**MATERIAL PROVIDED:**

########

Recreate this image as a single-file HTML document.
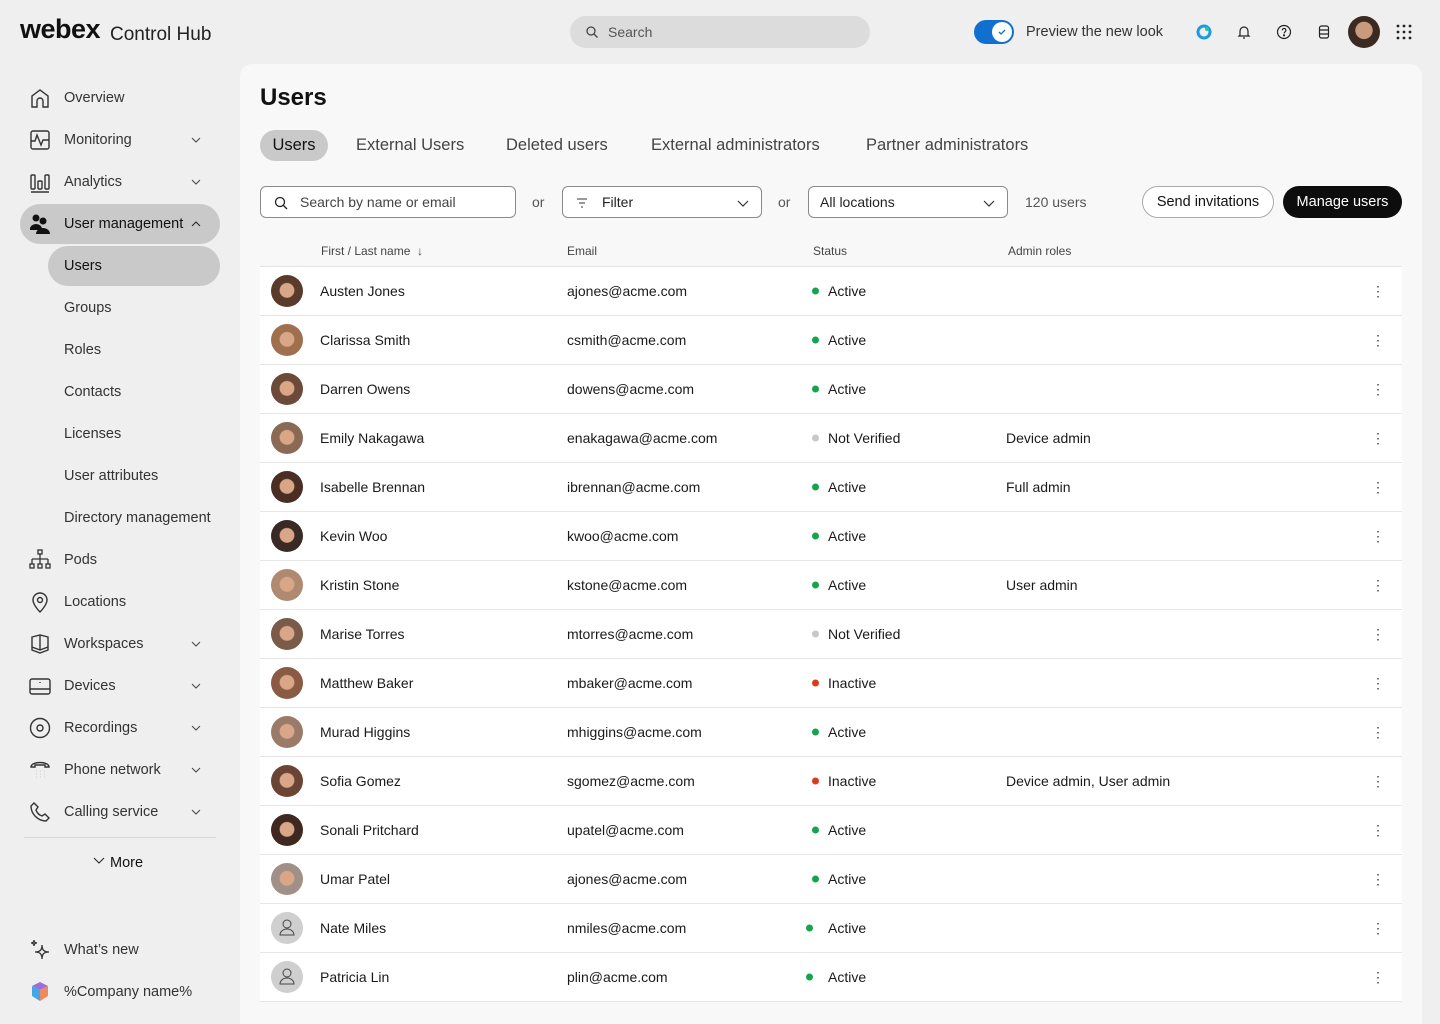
<!DOCTYPE html>
<html><head><meta charset="utf-8"><style>
*{box-sizing:border-box;margin:0;padding:0}
body{width:1440px;height:1024px;overflow:hidden;background:#efefef;font-family:"Liberation Sans",Arial,sans-serif;color:#1a1a1a;position:relative}
.abs{position:absolute}
.nav{position:absolute;left:20px;width:200px;height:40px;border-radius:20px;display:flex;align-items:center;font-size:14.5px;color:#333}
.nav svg{position:absolute;left:9px;top:9px}
.nav span{position:absolute;left:44px}
.nav .ch{position:absolute;left:170px;top:14px}
.sub{position:absolute;left:48px;width:172px;height:40px;border-radius:20px;font-size:14.5px;color:#333;display:flex;align-items:center;padding-left:16px}
.main{position:absolute;left:240px;top:64px;width:1182px;height:960px;background:#f8f8f8;border-radius:12px 12px 0 0}
.row{position:absolute;left:260px;width:1142px;height:49px;background:#fff;border-bottom:1px solid #e6e6e6;font-size:14px}
.row>*{position:absolute;top:50%;transform:translateY(-50%)}
.av{left:11px;width:32px;height:32px;border-radius:50%}
.dot{width:7px;height:7px;border-radius:50%}
.keb{left:1111px;font-size:14px;color:#444;letter-spacing:0;line-height:1}
.tab{position:absolute;top:130px;height:31px;font-size:16.5px;color:#444;display:flex;align-items:center}
.box{position:absolute;top:186px;height:32px;border:1px solid #8a8a8a;border-radius:6px;background:#fff;font-size:14px;display:flex;align-items:center}
</style></head><body>
<div class="abs" style="left:20px;top:14px;font-size:27px;font-weight:bold;letter-spacing:-0.5px;color:#111">webex</div>
<div class="abs" style="left:110px;top:24px;font-size:19px;color:#222">Control Hub</div>

<div class="abs" style="left:570px;top:16px;width:300px;height:32px;border-radius:16px;background:#dcdcdc;font-size:14px;color:#555;display:flex;align-items:center;padding-left:38px">Search
<svg class="abs" style="left:16px;top:10px" width="12" height="12" viewBox="0 0 12 12" fill="none" stroke="#444" stroke-width="1.3"><circle cx="5" cy="5" r="4"/><path d="M8 8l3.5 3.5"/></svg></div>

<div class="abs" style="left:974px;top:20px;width:40px;height:24px;border-radius:12px;background:#1170cf"><div class="abs" style="left:18px;top:2px;width:20px;height:20px;border-radius:50%;background:#fff"><svg width="20" height="20" viewBox="0 0 20 20" fill="none" stroke="#1170cf" stroke-width="1.3"><path d="M7 10l2 2 4-4"/></svg></div></div>
<div class="abs" style="left:1026px;top:24px;font-size:14.5px;color:#333">Preview the new look</div>
<svg class="abs" style="left:1196px;top:24px" width="16" height="16" viewBox="0 0 16 16"><circle cx="8" cy="8" r="6" fill="none" stroke="#1a9ae0" stroke-width="3"/><circle cx="11" cy="5" r="2" fill="#2ec4a0"/></svg>
<svg class="abs" style="left:1236px;top:24px" width="16" height="16" viewBox="0 0 16 16" fill="none" stroke="#222" stroke-width="1.2"><path d="M4 11V7a4 4 0 018 0v4l1 1H3z M7 14h2"/></svg>
<svg class="abs" style="left:1276px;top:24px" width="16" height="16" viewBox="0 0 16 16" fill="none" stroke="#222" stroke-width="1.2"><circle cx="8" cy="8" r="6.5"/><path d="M6.3 6.3a1.8 1.8 0 113 1.3c-.8.5-1.3.9-1.3 1.8"/><circle cx="8" cy="11.3" r=".5" fill="#222"/></svg>
<svg class="abs" style="left:1316px;top:24px" width="16" height="16" viewBox="0 0 16 16" fill="none" stroke="#222" stroke-width="1.2"><rect x="3.5" y="2" width="9" height="12" rx="2"/><path d="M3.5 6h9M3.5 10h9"/></svg>
<div class="abs" style="left:1348px;top:16px;width:32px;height:32px;border-radius:50%;background:radial-gradient(circle at 50% 45%,#c99a7e 0 35%,#3a2a22 38%)"></div>
<svg class="abs" style="left:1396px;top:24px" width="16" height="16" viewBox="0 0 16 16" fill="#222"><circle cx="2" cy="2" r="1.4"/><circle cx="8" cy="2" r="1.4"/><circle cx="14" cy="2" r="1.4"/><circle cx="2" cy="8" r="1.4"/><circle cx="8" cy="8" r="1.4"/><circle cx="14" cy="8" r="1.4"/><circle cx="2" cy="14" r="1.4"/><circle cx="8" cy="14" r="1.4"/><circle cx="14" cy="14" r="1.4"/></svg>

<!-- sidebar -->
<div class="nav" style="top:78px"><svg width="22" height="22" viewBox="0 0 22 22" fill="none" stroke="#333" stroke-width="1.4"><path d="M3 20V9l8-6 8 6v11h-5v-6a3 3 0 00-6 0v6z"/></svg><span>Overview</span></div>
<div class="nav" style="top:120px"><svg width="22" height="22" viewBox="0 0 22 22" fill="none" stroke="#333" stroke-width="1.4"><rect x="2" y="2" width="18" height="18" rx="2"/><path d="M2 12h4l2-6 4 10 2-5h6"/></svg><span>Monitoring</span><svg class="ch" width="12" height="12" viewBox="0 0 12 12" fill="none" stroke="#444"><path d="M2 4l4 4 4-4"/></svg></div>
<div class="nav" style="top:162px"><svg width="22" height="22" viewBox="0 0 22 22" fill="none" stroke="#333" stroke-width="1.4"><rect x="2" y="4" width="4" height="14" rx="1"/><rect x="9" y="10" width="4" height="8" rx="1"/><rect x="16" y="4" width="4" height="14" rx="1"/><path d="M2 21h18"/></svg><span>Analytics</span><svg class="ch" width="12" height="12" viewBox="0 0 12 12" fill="none" stroke="#444"><path d="M2 4l4 4 4-4"/></svg></div>
<div class="nav" style="top:204px;background:#c9c9c9;color:#111"><svg width="22" height="22" viewBox="0 0 22 22" fill="#111"><circle cx="7" cy="5" r="3.5"/><circle cx="14" cy="8" r="3.5"/><path d="M1 16a6 5 0 0112 0v1H1z"/><path d="M7 21a7 6 0 0114 0z"/></svg><span>User management</span><svg class="ch" width="12" height="12" viewBox="0 0 12 12" fill="none" stroke="#222"><path d="M2 8l4-4 4 4"/></svg></div>
<div class="sub" style="top:246px;background:#c9c9c9;color:#111">Users</div>
<div class="sub" style="top:288px">Groups</div>
<div class="sub" style="top:330px">Roles</div>
<div class="sub" style="top:372px">Contacts</div>
<div class="sub" style="top:414px">Licenses</div>
<div class="sub" style="top:456px">User attributes</div>
<div class="sub" style="top:498px">Directory management</div>
<div class="nav" style="top:540px"><svg width="22" height="22" viewBox="0 0 22 22" fill="none" stroke="#333" stroke-width="1.3"><rect x="9" y="1" width="4" height="4"/><path d="M11 5v5M3 10h16M3 10v5M11 10v5M19 10v5"/><rect x="1" y="15" width="4" height="4"/><rect x="9" y="15" width="4" height="4"/><rect x="17" y="15" width="4" height="4"/></svg><span>Pods</span></div>
<div class="nav" style="top:582px"><svg width="22" height="22" viewBox="0 0 22 22" fill="none" stroke="#333" stroke-width="1.4"><path d="M11 21s-7-7-7-12a7 7 0 0114 0c0 5-7 12-7 12z"/><circle cx="11" cy="9" r="2.5"/></svg><span>Locations</span></div>
<div class="nav" style="top:624px"><svg width="22" height="22" viewBox="0 0 22 22" fill="none" stroke="#333" stroke-width="1.4"><path d="M3 4l8-2 8 2v13l-8 3-8-3z M3 14l8 3 8-3M11 2v15"/></svg><span>Workspaces</span><svg class="ch" width="12" height="12" viewBox="0 0 12 12" fill="none" stroke="#444"><path d="M2 4l4 4 4-4"/></svg></div>
<div class="nav" style="top:666px"><svg width="22" height="22" viewBox="0 0 22 22" fill="none" stroke="#333" stroke-width="1.4"><rect x="1" y="4" width="20" height="15" rx="2"/><path d="M1 14h20M11 7v1"/></svg><span>Devices</span><svg class="ch" width="12" height="12" viewBox="0 0 12 12" fill="none" stroke="#444"><path d="M2 4l4 4 4-4"/></svg></div>
<div class="nav" style="top:708px"><svg width="22" height="22" viewBox="0 0 22 22" fill="none" stroke="#333" stroke-width="1.4"><circle cx="11" cy="11" r="9.5"/><circle cx="11" cy="11" r="3"/></svg><span>Recordings</span><svg class="ch" width="12" height="12" viewBox="0 0 12 12" fill="none" stroke="#444"><path d="M2 4l4 4 4-4"/></svg></div>
<div class="nav" style="top:750px"><svg width="22" height="22" viewBox="0 0 22 22" fill="none" stroke="#333" stroke-width="1.4"><path d="M2 8c0-6 18-6 18 0h-4v-2H6v2z"/><path d="M7 12h.1M11 12h.1M15 12h.1M7 15h.1M11 15h.1M15 15h.1M7 18h.1M11 18h.1M15 18h.1" stroke-width="1.8"/></svg><span>Phone network</span><svg class="ch" width="12" height="12" viewBox="0 0 12 12" fill="none" stroke="#444"><path d="M2 4l4 4 4-4"/></svg></div>
<div class="nav" style="top:792px"><svg width="22" height="22" viewBox="0 0 22 22" fill="none" stroke="#333" stroke-width="1.4"><path d="M5 2l4 4-2 3c1 3 3 5 6 6l3-2 4 4-3 3C9 20 2 13 2 5z"/></svg><span>Calling service</span><svg class="ch" width="12" height="12" viewBox="0 0 12 12" fill="none" stroke="#444"><path d="M2 4l4 4 4-4"/></svg></div>
<div class="abs" style="left:24px;top:837px;width:192px;height:1px;background:#d8d8d8"></div>
<div class="abs" style="left:92px;top:855px;font-size:14.5px;color:#111"><svg width="14" height="12" viewBox="0 0 14 12" fill="none" stroke="#222"><path d="M2 3l5 5 5-5"/></svg> More</div>
<div class="nav" style="top:930px"><svg width="22" height="22" viewBox="0 0 22 22" fill="none" stroke="#333" stroke-width="1.3"><path d="M13 6c0 5 2 7 7 7-5 0-7 2-7 7 0-5-2-7-7-7 5 0 7-2 7-7z M5 1c0 2 1 3 3 3-2 0-3 1-3 3 0-2-1-3-3-3 2 0 3-1 3-3z"/></svg><span>What’s new</span></div>
<div class="nav" style="top:972px"><svg width="22" height="22" viewBox="0 0 22 22"><path d="M3 5l8-4 8 4-8 4z" fill="#9b6fd6"/><path d="M3 5v10l8 5V9z" fill="#3fa8e8"/><path d="M19 5v10l-8 5V9z" fill="#f08a5d"/></svg><span>%Company name%</span></div>

<div class="main"></div>
<div class="abs" style="left:260px;top:84px;font-size:24px;font-weight:bold;color:#111">Users</div>
<div class="tab" style="left:260px;width:68px;background:#c9c9c9;border-radius:16px;justify-content:center;color:#111">Users</div>
<div class="tab" style="left:356px">External Users</div>
<div class="tab" style="left:506px">Deleted users</div>
<div class="tab" style="left:651px">External administrators</div>
<div class="tab" style="left:866px">Partner administrators</div>

<div class="box" style="left:260px;width:256px;padding-left:39px;color:#444">Search by name or email<svg class="abs" style="left:13px;top:9px" width="14" height="14" viewBox="0 0 14 14" fill="none" stroke="#222" stroke-width="1.3"><circle cx="6" cy="6" r="4.5"/><path d="M9.5 9.5L13 13"/></svg></div>
<div class="abs" style="left:532px;top:194px;font-size:14px;color:#555">or</div>
<div class="box" style="left:562px;width:200px;padding-left:39px;color:#222">Filter<svg class="abs" style="left:13px;top:10px" width="12" height="12" viewBox="0 0 12 12" fill="none" stroke="#333"><path d="M1 2h10M3 6h6M5 10h2"/></svg><svg class="abs" style="left:173px;top:9px" width="14" height="14" viewBox="0 0 14 14" fill="none" stroke="#333" stroke-width="1.2"><path d="M2 5l5 5 5-5"/></svg></div>
<div class="abs" style="left:778px;top:194px;font-size:14px;color:#555">or</div>
<div class="box" style="left:808px;width:200px;padding-left:11px;color:#222">All locations<svg class="abs" style="left:173px;top:9px" width="14" height="14" viewBox="0 0 14 14" fill="none" stroke="#333" stroke-width="1.2"><path d="M2 5l5 5 5-5"/></svg></div>
<div class="abs" style="left:1025px;top:194px;font-size:14px;color:#555">120 users</div>
<div class="abs" style="left:1142px;top:186px;width:132px;height:32px;border:1px solid #aaa;border-radius:16px;font-size:14.5px;display:flex;align-items:center;justify-content:center;color:#111;background:#fff">Send invitations</div>
<div class="abs" style="left:1283px;top:186px;width:119px;height:32px;border-radius:16px;background:#0d0d0d;font-size:14.5px;display:flex;align-items:center;justify-content:center;color:#fff">Manage users</div>

<div class="abs" style="left:321px;top:244px;font-size:12px;color:#444">First / Last name &nbsp;↓</div>
<div class="abs" style="left:567px;top:244px;font-size:12px;color:#444">Email</div>
<div class="abs" style="left:813px;top:244px;font-size:12px;color:#444">Status</div>
<div class="abs" style="left:1008px;top:244px;font-size:12px;color:#444">Admin roles</div>
<div class="abs" style="left:260px;top:266px;width:1142px;height:1px;background:#e3e3e3"></div>

<div id="rows"></div>
<script>
const d=[["Austen Jones","ajones@acme.com","Active","","#5a3a2a"],["Clarissa Smith","csmith@acme.com","Active","","#a0704e"],["Darren Owens","dowens@acme.com","Active","","#6b4a3a"],["Emily Nakagawa","enakagawa@acme.com","Not Verified","Device admin","#8a6a55"],["Isabelle Brennan","ibrennan@acme.com","Active","Full admin","#4a2e24"],["Kevin Woo","kwoo@acme.com","Active","","#3a2a25"],["Kristin Stone","kstone@acme.com","Active","User admin","#b08a70"],["Marise Torres","mtorres@acme.com","Not Verified","","#7a5a48"],["Matthew Baker","mbaker@acme.com","Inactive","","#8a5a44"],["Murad Higgins","mhiggins@acme.com","Active","","#9a7a68"],["Sofia Gomez","sgomez@acme.com","Inactive","Device admin, User admin","#6a4535"],["Sonali Pritchard","upatel@acme.com","Active","","#3e2820"],["Umar Patel","ajones@acme.com","Active","","#a09088"],["Nate Miles","nmiles@acme.com","Active","",""],["Patricia Lin","plin@acme.com","Active","",""]];
let h="";d.forEach((r,i)=>{const c=r[2]=="Active"?"#14a44d":r[2]=="Inactive"?"#db3a20":"#c8c8c8";const dx=i>=13?546:552;
const av=r[4]?`<div class="av" style="background:radial-gradient(circle at 50% 48%,#d9a787 0 30%,${r[4]} 34%)"></div>`:`<div class="av" style="background:#cfcfcf"><svg width="32" height="32" viewBox="0 0 32 32" fill="none" stroke="#444" stroke-width="1"><circle cx="16" cy="12" r="4"/><path d="M9 23a7 6 0 0114 0z"/></svg></div>`;
h+=`<div class="row" style="top:${267+i*49}px">${av}<div style="left:60px">${r[0]}</div><div style="left:307px">${r[1]}</div><div class="dot" style="left:${dx}px;background:${c}"></div><div style="left:568px">${r[2]}</div><div style="left:746px">${r[3]}</div><div class="keb">⋮</div></div>`});
document.getElementById("rows").innerHTML=h;
</script>
</body></html>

########

**WORK TO COMPLETE:** Isolate the lines that hold the word "document" and copy all of them.

**TASK OUTPUT:**
Recreate this image as a single-file HTML document.
document.getElementById("rows").innerHTML=h;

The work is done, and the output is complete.